Bring the stock to boil and add the rice. Bring back to boil and reduce the heat. Let the rice simmer for ten minutes or until it absorbs the stock and is tender. Tip the rice into a bowl and let it cool down.
Utilize the time you get while the rice is cooking. Take a large bowl and grate 1/2 tablespoon orange zest into it. Squeeze the orange juice into the bowl. Add walnut, groundnut/sunflower oil and soy sauce into it. Season with salt and freshly ground pepper. Whisk together everything. Add the red cabbage to the bowl and toss together well to coat. Leave the cabbage to marinate in the bowl and turn to the walnuts now.

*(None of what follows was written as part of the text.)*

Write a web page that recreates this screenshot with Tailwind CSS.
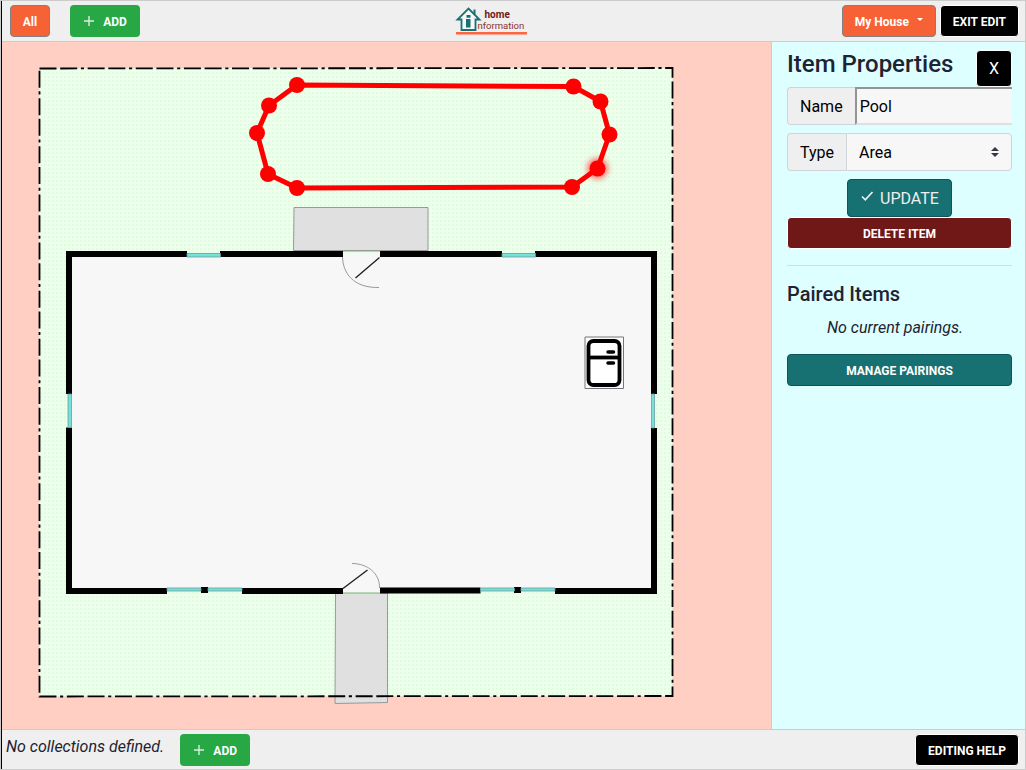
<!DOCTYPE html>
<html lang="en">
<head>
<meta charset="utf-8">
<meta name="viewport" content="width=device-width, initial-scale=1">
<title>Home Information</title>
<script src="https://cdn.jsdelivr.net/npm/@tailwindcss/browser@4"></script>
</head>
<body class="flex h-screen flex-col overflow-hidden border border-[#ccc] font-[Roboto,sans-serif] text-base text-[#212231]">
<div class="flex min-h-0 grow flex-col border-l border-black">
  <header class="flex h-[41px] shrink-0 items-center justify-between border-b border-[#ccc] bg-[#efefef] pr-[6px] pl-2">
    <div class="flex gap-5">
      <button class="h-8 w-10 rounded border border-[#808080] bg-[#f66136] pt-0.5 text-xs font-bold text-white">All</button>
      <button class="flex h-8 w-[70px] items-center justify-center gap-2 rounded bg-[#28a745] pt-0.5 text-xs font-bold text-white">
        <svg class="mb-0.5 size-3" viewBox="0 0 12 12" fill="none" stroke="#d8f0dd" stroke-width="1.4" aria-hidden="true"><path d="M6 1v10M1 6h10"/></svg>ADD
      </button>
    </div>
    <a href="#" aria-label="Home Information" class="shrink-0">
      <svg class="h-7 w-[72px]" viewBox="455 6 72 28" role="img">
        <g fill="none" stroke="#177071" stroke-width="1.8">
          <path d="M461.500 29V18.500H457.500L468.500 7.500L479.500 18.500H475.500V29Z" fill="#f7f7f7"/>
          <path d="M474.500 8.500v5" stroke-width="2"/>
        </g>
        <path d="M466.500 14h4v2.800h-4zM466 18h4.500v8.500H466z" fill="#177071"/>
        <rect x="456" y="31" width="71" height="2.500" fill="#ff643f"/>
        <text x="484.500" y="17" font-family="Roboto,sans-serif" font-size="10" font-weight="700" fill="#701818">home</text>
        <text x="477.500" y="28" font-family="Roboto,sans-serif" font-size="9.500" fill="#8a3328">nformation</text>
      </svg>
    </a>
    <div class="flex gap-1">
      <button class="flex h-8 items-center gap-2 rounded border border-[#808080] bg-[#f66136] px-3 pt-0.5 text-xs font-bold text-white">My House
        <svg class="mb-1 h-1 w-1.5" viewBox="0 0 6 4" fill="white" aria-hidden="true"><path d="M0 0h6L3 3z"/></svg>
      </button>
      <button class="h-8 rounded border border-white bg-black px-3 pt-0.5 text-xs font-bold text-white">EXIT EDIT</button>
    </div>
  </header>

  <div class="flex min-h-0 grow">
    <main class="min-w-0 grow bg-[#ffcfc4]">
      <svg class="h-full w-full" viewBox="2 42 769 687" role="img" aria-label="Floor plan">
        <defs>
          <pattern id="grass" width="4" height="4" patternUnits="userSpaceOnUse"><path d="M0 0h4v4H0z" fill="#edffec"/><path d="M0 0h2v2H0z" fill="#defede"/></pattern>
          <pattern id="paving" width="3" height="3" patternUnits="userSpaceOnUse"><path d="M0 0h3v3H0z" fill="#e2e2e2"/><path d="M0 0l3 3" stroke="#d9d9d9" stroke-width=".8"/></pattern>
          <filter id="glow" x="-1" y="-1" width="3" height="3"><feGaussianBlur stdDeviation="3"/></filter>
        </defs>
        <path d="M39.500 68.500L672.500 68V696L39.500 696.500Z" fill="url(#grass)"/>
        <path d="M68 253H655V591H68Z" fill="#f7f7f7"/>
        <g fill="url(#paving)" stroke="#999" stroke-width="1">
          <path d="M294 207.500L428 207.500V250.500H293.500Z"/>
          <path d="M335.500 593H387.500V702.500L335 703.500Z"/>
        </g>
        <path d="M39.500 68.500L672.500 68V696L39.500 696.500Z" fill="none" stroke="#000" stroke-width="1.800" stroke-dasharray="17 3.700 17 3.700 3.100 3.630"/>
        <g fill="none" stroke="#000" stroke-width="6">
          <path d="M187 254H69V394"/>
          <path d="M220 254H343M380 254H502M535 254H654V394"/>
          <path d="M69 427.500V591H167M242 591H343M380 590.500H480.500M555 591H654V428"/>
          <path d="M201 590H208M514 590H521"/>
        </g>
        <g fill="#76e0da" stroke="#6b9d9b" stroke-width=".8">
          <path d="M187 253.500h33.500v3.500H187zM502 253.500h33.500v3.500H502z"/>
          <path d="M68 394h3.500v33.500H68zM651.500 394h3v34h-3z"/>
          <path d="M167 588h34v3h-34zM208 588h34v3h-34zM480.500 588h34v3h-34zM521 588h34v3h-34z"/>
        </g>
        <g fill="none" stroke="#999" stroke-width="1">
          <path d="M343 251.500H380M343 592.500H380" stroke="#b6d8b6"/>
          <path d="M342.500 257C343 273 353 288 379 287.500"/>
          <path d="M352 563.500C367 563.500 380 573 379.500 588"/>
        </g>
        <path d="M379.500 257.500L355.500 278M343 588.500L367.500 570" stroke="#222" stroke-width="1.400"/>
        <g>
          <path d="M585 337h38.500v51.500H585z" fill="#fafafa" stroke="#77747f" stroke-width="1"/>
          <rect x="588.500" y="341" width="31" height="44" rx="5" fill="#fff" stroke="#000" stroke-width="3.800"/>
          <path d="M588 357.500h32" stroke="#000" stroke-width="3.800"/>
          <path d="M608 352h5.500M608 363h5.500" stroke="#000" stroke-width="3.500" stroke-linecap="round"/>
        </g>
        <circle cx="597.500" cy="168.500" r="10" fill="#ff3030" opacity=".8" filter="url(#glow)"/>
        <path d="M297 85L573.500 86.500L600.500 101.500L609.500 134.500L597.500 168.500L572 187L297 188L268 174L257 133L269 105.500Z" fill="none" stroke="red" stroke-width="5"/>
        <g fill="red">
          <circle cx="297" cy="85" r="8"/><circle cx="573.500" cy="86.500" r="8"/>
          <circle cx="600.500" cy="101.500" r="8"/><circle cx="609.500" cy="134.500" r="8"/>
          <circle cx="597.500" cy="168.500" r="8"/><circle cx="572" cy="187" r="8"/>
          <circle cx="297" cy="188" r="8"/><circle cx="268" cy="174" r="8"/>
          <circle cx="257" cy="133" r="8"/><circle cx="269" cy="105.500" r="8"/>
        </g>
      </svg>
    </main>

    <aside class="w-[254px] shrink-0 border-l border-[#ccc] bg-[#dff] pt-2 pr-[13px] pl-[15px]">
      <div class="flex h-[37px] justify-between">
        <h1 class="text-2xl leading-7 font-medium">Item Properties</h1>
        <button class="h-[37px] w-9 rounded border border-white bg-black text-base text-white">X</button>
      </div>
      <form>
        <div class="mb-2 flex h-[38px]">
          <label for="name" class="flex items-center rounded-l border border-r-0 border-[#ced4da] bg-[#efefef] px-3 pt-0.5 text-black">Name</label>
          <input id="name" type="text" value="Pool" class="min-w-0 grow border-t-2 border-b-2 border-l-2 border-t-[#949494] border-b-[#e0e0e0] border-l-[#949494] bg-[#f7f7f7] px-[3px] pt-0.5 text-black outline-none">
        </div>
        <div class="mb-2 flex h-[38px]">
          <label for="type" class="flex items-center rounded-l border border-r-0 border-[#ced4da] bg-[#efefef] px-3 pt-0.5 text-black">Type</label>
          <div class="relative min-w-0 grow">
            <select id="type" class="h-full w-full appearance-none rounded-r border border-[#ced4da] bg-[#f7f7f7] px-3 pt-0.5 text-black"><option>Area</option></select>
            <svg class="pointer-events-none absolute top-3.5 right-[13px] h-2.5 w-2" viewBox="0 0 8 10" fill="#343a40" aria-hidden="true"><path d="M0 4h8L4 0zM0 6h8L4 10z"/></svg>
          </div>
        </div>
        <button type="button" class="mx-auto flex h-[38px] w-[105px] items-center justify-center gap-1.5 rounded border border-[#0d5556] bg-[#177071] pt-0.5 text-base text-[#efefef]">
          <svg class="mb-1.5 size-3.5" viewBox="0 0 14 14" fill="none" stroke="currentColor" stroke-width="1.700" aria-hidden="true"><path d="M2 7.500l3.300 3.300L12.500 3"/></svg>UPDATE
        </button>
        <button type="button" class="block h-8 w-full rounded border border-white bg-[#701818] pt-0.5 text-xs font-bold text-white">DELETE ITEM</button>
      </form>
      <hr class="mt-4 border-[#c5e3e4]">
      <h2 class="mt-4 text-xl leading-6 font-medium">Paired Items</h2>
      <p class="mt-2 pt-0.5 pl-10 leading-6 italic">No current pairings.</p>
      <button class="mt-3.5 h-8 w-full rounded border border-[#0d5556] bg-[#177071] pt-0.5 text-xs font-bold text-white">MANAGE PAIRINGS</button>
    </aside>
  </div>

  <footer class="flex h-10 shrink-0 items-center border-t border-[#ccc] bg-[#efefef] pr-[6px] pl-1">
    <p class="pb-1.5 italic">No collections defined.</p>
    <button class="ml-4 flex h-8 w-[70px] items-center justify-center gap-2 rounded bg-[#28a745] pt-0.5 text-xs font-bold text-white">
      <svg class="mb-0.5 size-3" viewBox="0 0 12 12" fill="none" stroke="#d8f0dd" stroke-width="1.4" aria-hidden="true"><path d="M6 1v10M1 6h10"/></svg>ADD
    </button>
    <button class="ml-auto h-8 rounded border border-white bg-black px-3 pt-0.5 text-xs font-bold text-white">EDITING HELP</button>
  </footer>
</div>
</body>
</html>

Take a dry frying pan and put on medium heat. Toast the walnuts on it for around three minutes, turning over both sides till they turn golden. Put them on a plate now for use in later parts of the recipe.
Time for the pancakes. To the cooked rice, add the sesame seeds and the whisked egg. Season and stir together. Heat sunflower oil in a pan and drop small teaspoon full of the rice mixture to make pancakes. Keep the heat medium and give each side of the pancakes around two minutes or until they turn light brown.
To the marinated red cabbage add the Chinese cabbage, pak choi and walnuts and toss together well. Divide the salad among the salad platters and top up with rice and pan cakes.